[Aim of the task] Using the data below, tally the lines that include the string "React". Only the number is wanted.

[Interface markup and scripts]

▽

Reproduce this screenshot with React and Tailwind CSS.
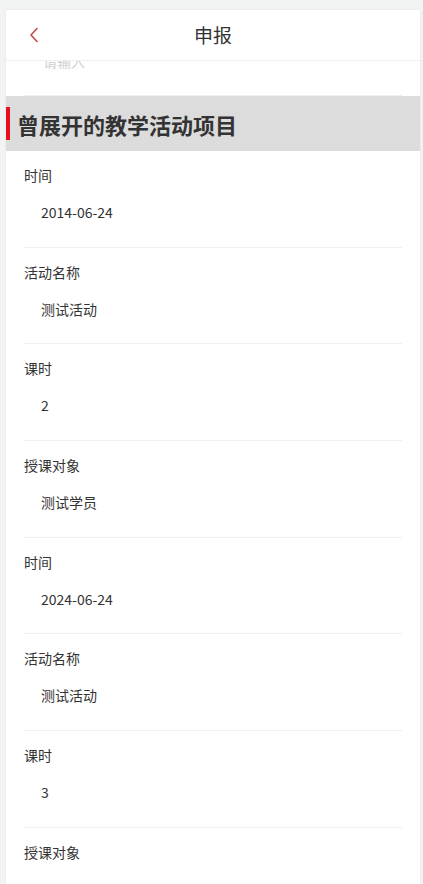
import React from 'react';

const rows = [
    { label: '时间', value: '2014-06-24' },
    { label: '活动名称', value: '测试活动' },
    { label: '课时', value: '2' },
    { label: '授课对象', value: '测试学员' },
    { label: '时间', value: '2024-06-24' },
    { label: '活动名称', value: '测试活动' },
    { label: '课时', value: '3' },
    { label: '授课对象', value: '' },
];

export default function App() {
    return (
        <div className="h-[884px] overflow-hidden bg-[#f2f3f3] pt-[10px] pl-[6px] pr-[3px]" style={{ fontFamily: '"Noto Sans CJK SC", "Noto Sans", sans-serif' }}>
            <div className="h-full bg-white overflow-hidden shadow-[0_0_2px_rgba(0,0,0,0.08)]">
                <div className="relative h-[51px] flex items-center justify-center border-b border-[#f0f0f0]">
                    <button className="absolute left-[20px] top-[16px] w-[16px] h-[18px] flex items-center justify-center">
                        <svg width="10" height="16" viewBox="0 0 10 16" fill="none">
                            <path d="M8 1.5 L2 8 L8 14.5" stroke="#c8413d" strokeWidth="1.5" strokeLinecap="round" strokeLinejoin="round" />
                        </svg>
                    </button>
                    <h1 className="text-[19px] leading-[24px] text-[#333]">申报</h1>
                </div>

                <div className="h-[35px] overflow-hidden mx-[18px] border-b border-[#eeeeee]">
                    <div className="-mt-[8px] pl-[19px] text-[14px] leading-[16px] text-[#cfcfcf]">请输入</div>
                </div>

                <div className="h-[55px] bg-[#dcdcdc] flex items-center">
                    <div className="w-[4px] h-[33px] bg-[#e8101e]" />
                    <h2 className="ml-[7px] text-[22px] leading-[28px] font-bold text-[#333]">曾展开的教学活动项目</h2>
                </div>

                {rows.map((row, i) => (
                    <div key={i} className="mx-[18px] pt-[14px] pb-[24.67px] border-b border-[#f0f0f0]">
                        <div className="text-[14px] leading-[20px] text-[#333]">{row.label}</div>
                        <div className="mt-[17px] pl-[17px] text-[14px] leading-[20px] text-[#333] h-[20px]">{row.value}</div>
                    </div>
                ))}
            </div>
        </div>
    );
}
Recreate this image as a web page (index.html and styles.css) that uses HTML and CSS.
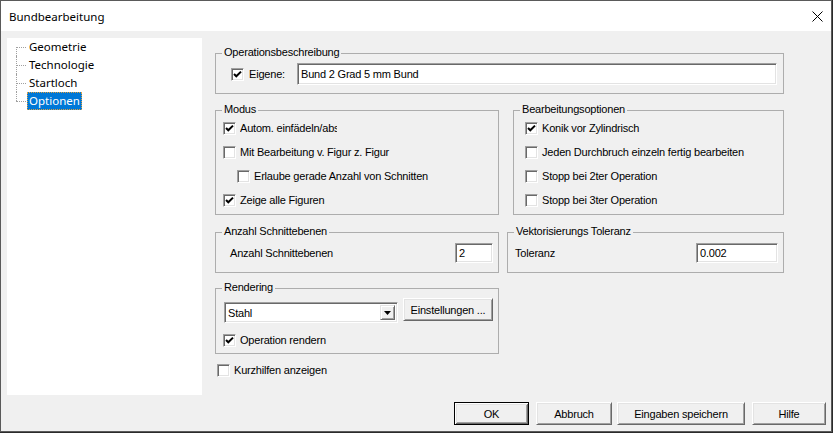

△

[Correct output] 2